### PROBLEM TO SOLVE
What lines of the data include the string "with"? Copy them all.

### DATA
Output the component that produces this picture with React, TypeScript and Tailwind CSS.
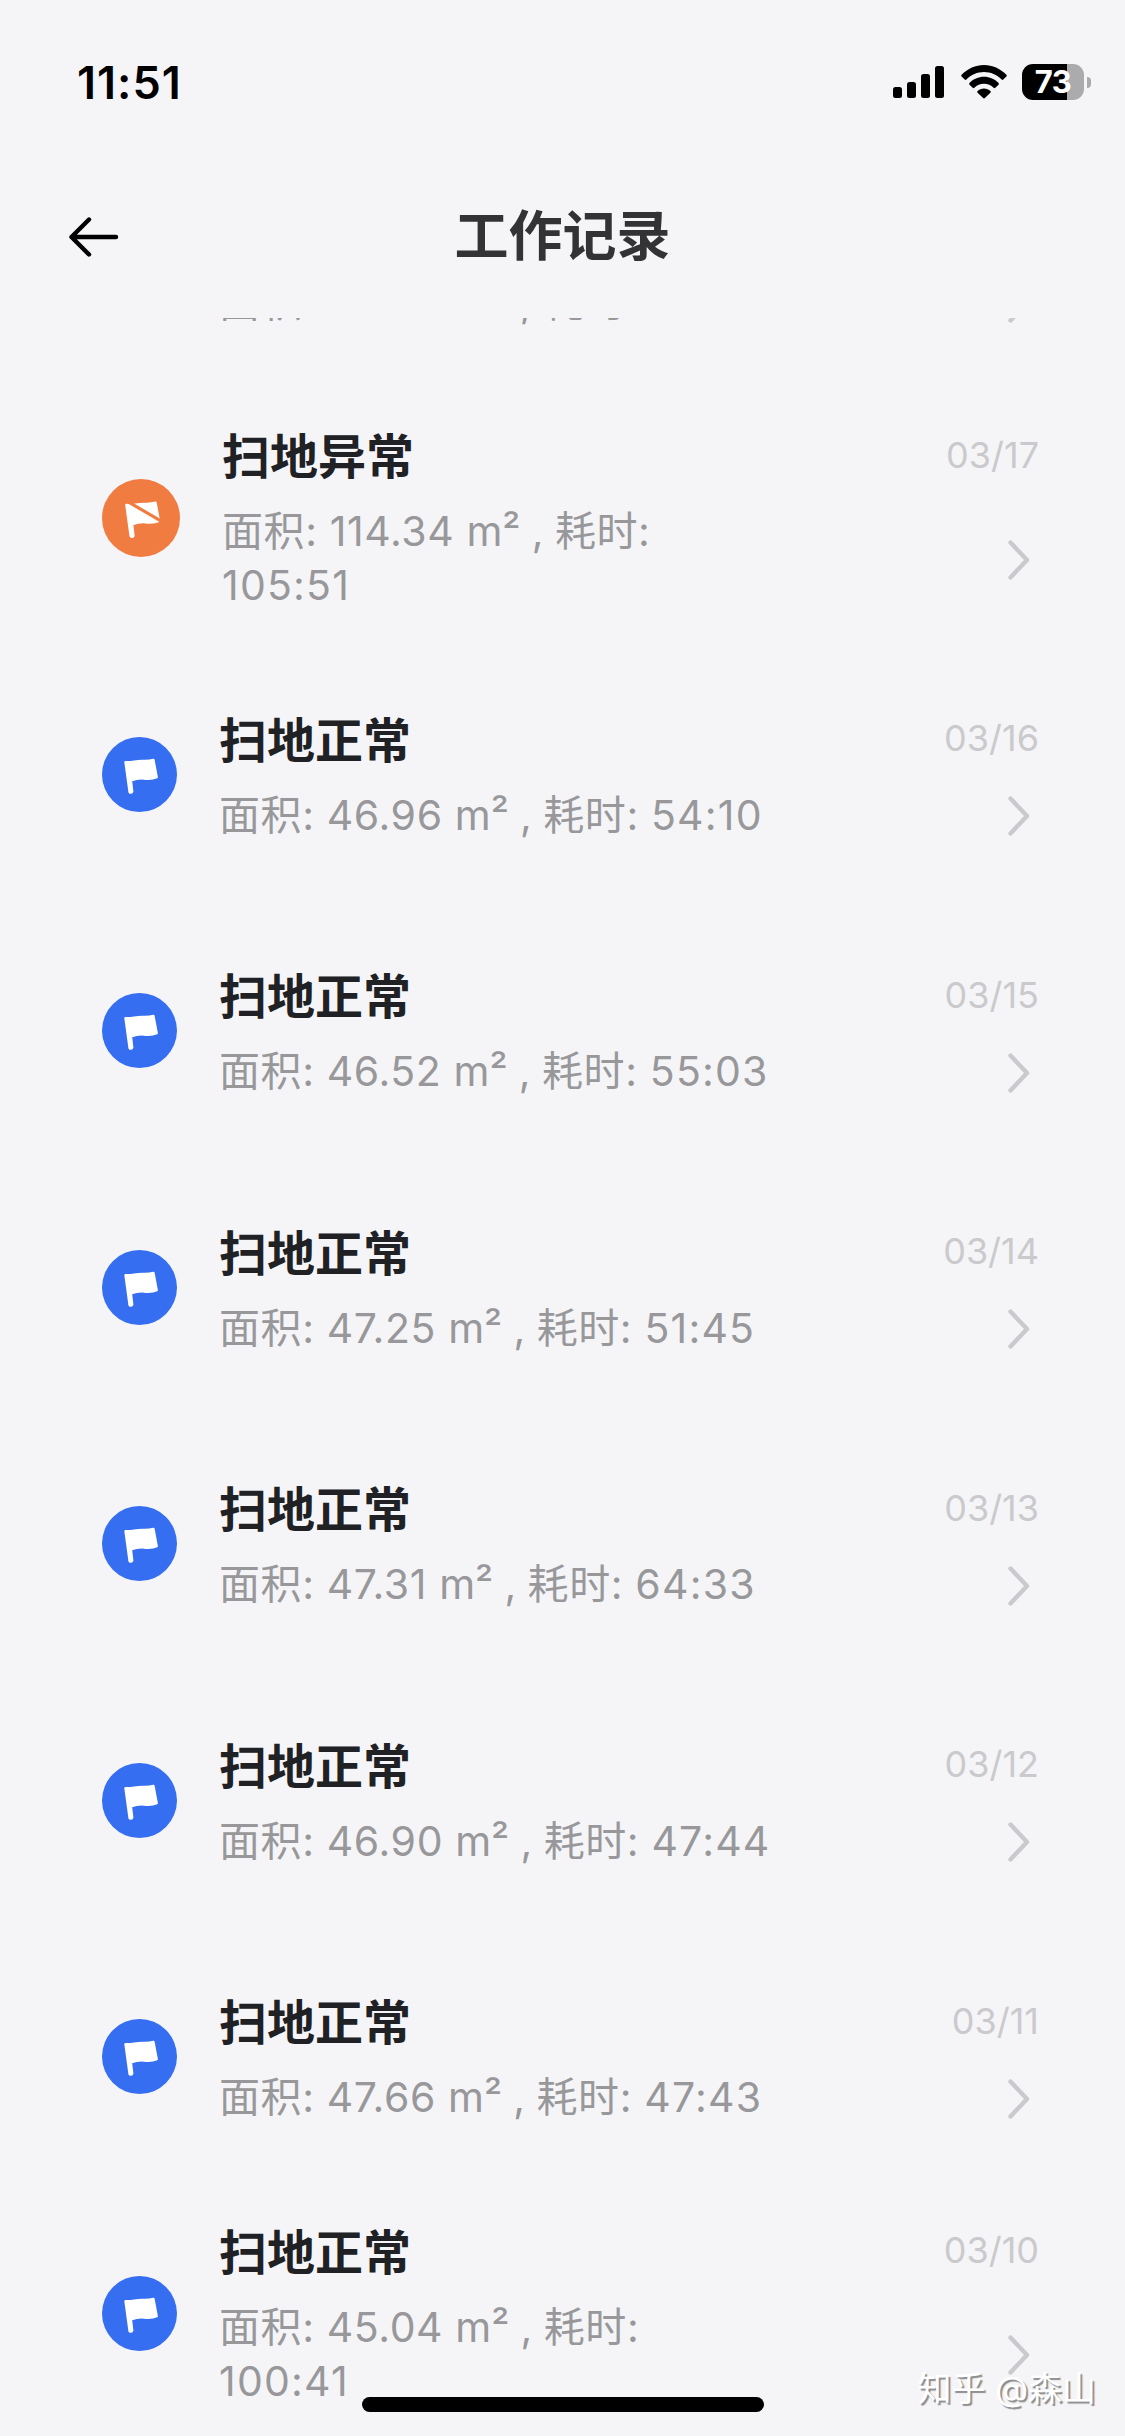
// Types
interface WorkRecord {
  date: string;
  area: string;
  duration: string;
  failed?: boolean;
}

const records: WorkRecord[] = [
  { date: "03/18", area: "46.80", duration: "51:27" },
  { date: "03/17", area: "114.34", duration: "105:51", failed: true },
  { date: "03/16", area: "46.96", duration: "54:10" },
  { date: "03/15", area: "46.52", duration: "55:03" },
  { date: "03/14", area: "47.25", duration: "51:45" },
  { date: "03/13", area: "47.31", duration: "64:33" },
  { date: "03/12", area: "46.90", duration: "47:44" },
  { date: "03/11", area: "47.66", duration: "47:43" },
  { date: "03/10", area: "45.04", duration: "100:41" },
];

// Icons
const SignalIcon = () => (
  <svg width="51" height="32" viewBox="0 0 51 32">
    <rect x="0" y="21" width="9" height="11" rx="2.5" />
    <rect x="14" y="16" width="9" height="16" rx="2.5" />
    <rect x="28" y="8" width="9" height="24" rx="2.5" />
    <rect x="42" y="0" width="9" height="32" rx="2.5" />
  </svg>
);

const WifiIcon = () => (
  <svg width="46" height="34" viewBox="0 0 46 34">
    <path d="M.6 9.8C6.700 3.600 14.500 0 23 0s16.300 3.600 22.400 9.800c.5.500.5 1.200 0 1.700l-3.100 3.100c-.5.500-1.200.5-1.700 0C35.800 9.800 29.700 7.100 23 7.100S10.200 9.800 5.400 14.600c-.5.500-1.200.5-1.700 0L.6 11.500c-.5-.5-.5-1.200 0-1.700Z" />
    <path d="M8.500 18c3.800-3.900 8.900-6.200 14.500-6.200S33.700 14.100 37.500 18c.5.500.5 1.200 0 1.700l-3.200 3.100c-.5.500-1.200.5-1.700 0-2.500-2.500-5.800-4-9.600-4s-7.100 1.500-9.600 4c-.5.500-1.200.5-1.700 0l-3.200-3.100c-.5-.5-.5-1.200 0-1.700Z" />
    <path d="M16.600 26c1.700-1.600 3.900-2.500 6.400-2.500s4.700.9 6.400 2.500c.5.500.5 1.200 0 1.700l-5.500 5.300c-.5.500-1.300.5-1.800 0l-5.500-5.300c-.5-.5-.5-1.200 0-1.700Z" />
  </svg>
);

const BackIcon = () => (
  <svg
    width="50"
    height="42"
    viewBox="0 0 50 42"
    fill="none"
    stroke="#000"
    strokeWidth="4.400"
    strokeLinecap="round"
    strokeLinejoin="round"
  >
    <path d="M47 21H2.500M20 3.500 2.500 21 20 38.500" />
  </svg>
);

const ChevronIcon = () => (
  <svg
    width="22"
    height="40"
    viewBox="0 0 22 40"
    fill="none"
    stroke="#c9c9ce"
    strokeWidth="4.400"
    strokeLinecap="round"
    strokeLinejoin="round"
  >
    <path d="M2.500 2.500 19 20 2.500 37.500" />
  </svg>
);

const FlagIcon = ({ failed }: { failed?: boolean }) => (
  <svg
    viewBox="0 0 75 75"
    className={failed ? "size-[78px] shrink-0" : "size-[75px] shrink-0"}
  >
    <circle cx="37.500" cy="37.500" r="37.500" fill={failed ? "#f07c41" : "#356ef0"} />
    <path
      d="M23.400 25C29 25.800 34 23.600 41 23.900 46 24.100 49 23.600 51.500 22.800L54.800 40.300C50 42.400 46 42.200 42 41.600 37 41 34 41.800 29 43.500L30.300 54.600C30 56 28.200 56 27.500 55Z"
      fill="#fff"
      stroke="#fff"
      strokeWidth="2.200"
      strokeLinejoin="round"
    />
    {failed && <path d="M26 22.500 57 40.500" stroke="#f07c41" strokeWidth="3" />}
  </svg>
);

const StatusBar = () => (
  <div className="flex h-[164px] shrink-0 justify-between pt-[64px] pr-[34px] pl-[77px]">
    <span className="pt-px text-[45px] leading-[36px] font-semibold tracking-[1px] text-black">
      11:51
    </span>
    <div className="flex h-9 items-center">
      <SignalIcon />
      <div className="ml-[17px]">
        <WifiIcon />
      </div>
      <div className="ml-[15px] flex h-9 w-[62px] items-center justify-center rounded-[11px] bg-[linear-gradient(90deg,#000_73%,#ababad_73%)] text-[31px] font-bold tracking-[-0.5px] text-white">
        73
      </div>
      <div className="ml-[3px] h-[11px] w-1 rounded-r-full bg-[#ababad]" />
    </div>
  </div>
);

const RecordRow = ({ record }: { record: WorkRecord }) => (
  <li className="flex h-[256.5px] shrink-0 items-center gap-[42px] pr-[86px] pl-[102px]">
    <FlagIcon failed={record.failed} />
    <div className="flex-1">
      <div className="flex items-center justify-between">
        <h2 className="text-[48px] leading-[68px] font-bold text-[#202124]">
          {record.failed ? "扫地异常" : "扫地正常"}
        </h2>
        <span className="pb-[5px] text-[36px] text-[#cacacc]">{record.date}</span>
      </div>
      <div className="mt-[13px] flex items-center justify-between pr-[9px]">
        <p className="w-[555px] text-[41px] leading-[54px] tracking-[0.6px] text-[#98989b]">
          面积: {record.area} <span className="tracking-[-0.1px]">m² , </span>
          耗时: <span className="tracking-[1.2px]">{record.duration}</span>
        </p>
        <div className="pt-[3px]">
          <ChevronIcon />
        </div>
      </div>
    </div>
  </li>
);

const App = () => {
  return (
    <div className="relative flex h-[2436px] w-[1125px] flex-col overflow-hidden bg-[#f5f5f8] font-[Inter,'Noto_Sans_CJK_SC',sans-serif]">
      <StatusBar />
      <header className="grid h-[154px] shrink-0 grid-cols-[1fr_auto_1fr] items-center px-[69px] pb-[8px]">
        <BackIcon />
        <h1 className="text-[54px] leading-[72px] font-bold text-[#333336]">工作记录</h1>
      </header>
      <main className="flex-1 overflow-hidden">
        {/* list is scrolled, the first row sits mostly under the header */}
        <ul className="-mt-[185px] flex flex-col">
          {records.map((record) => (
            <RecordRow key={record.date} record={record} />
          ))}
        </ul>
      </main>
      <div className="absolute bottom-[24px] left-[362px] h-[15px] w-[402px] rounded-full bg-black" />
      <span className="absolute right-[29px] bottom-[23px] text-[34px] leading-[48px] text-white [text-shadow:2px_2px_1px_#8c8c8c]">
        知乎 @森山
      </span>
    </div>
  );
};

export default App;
--
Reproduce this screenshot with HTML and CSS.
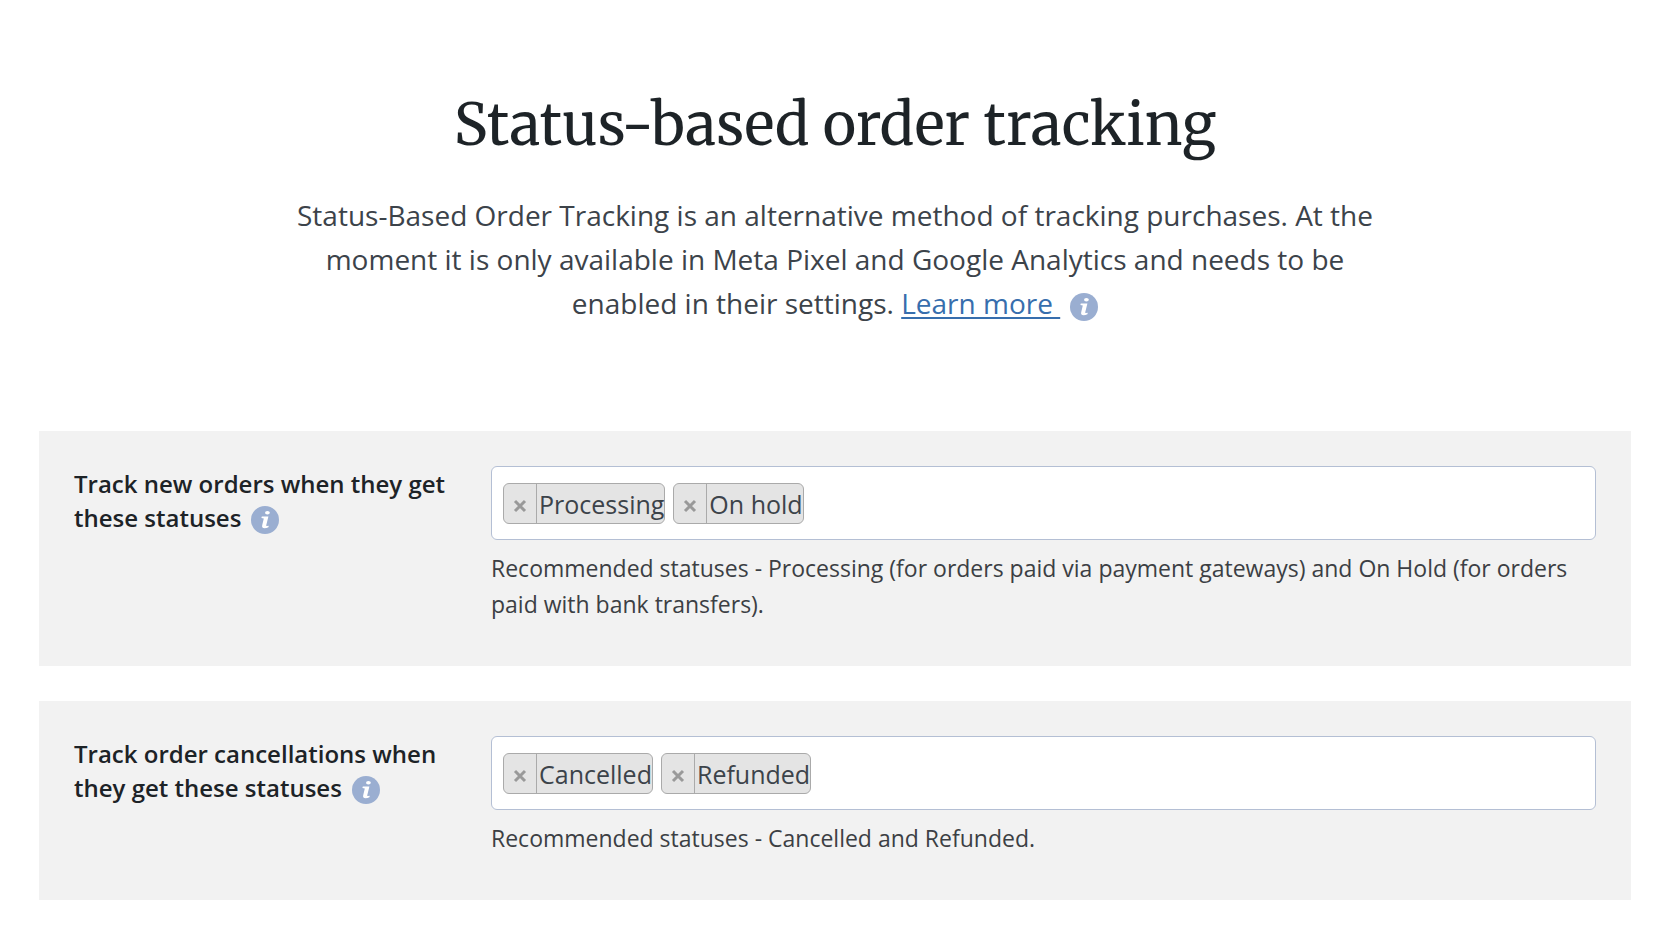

### SOLUTION BELOW
Output the component that produces this picture with React, TypeScript and Tailwind CSS.
Reproduce this screenshot with HTML and CSS.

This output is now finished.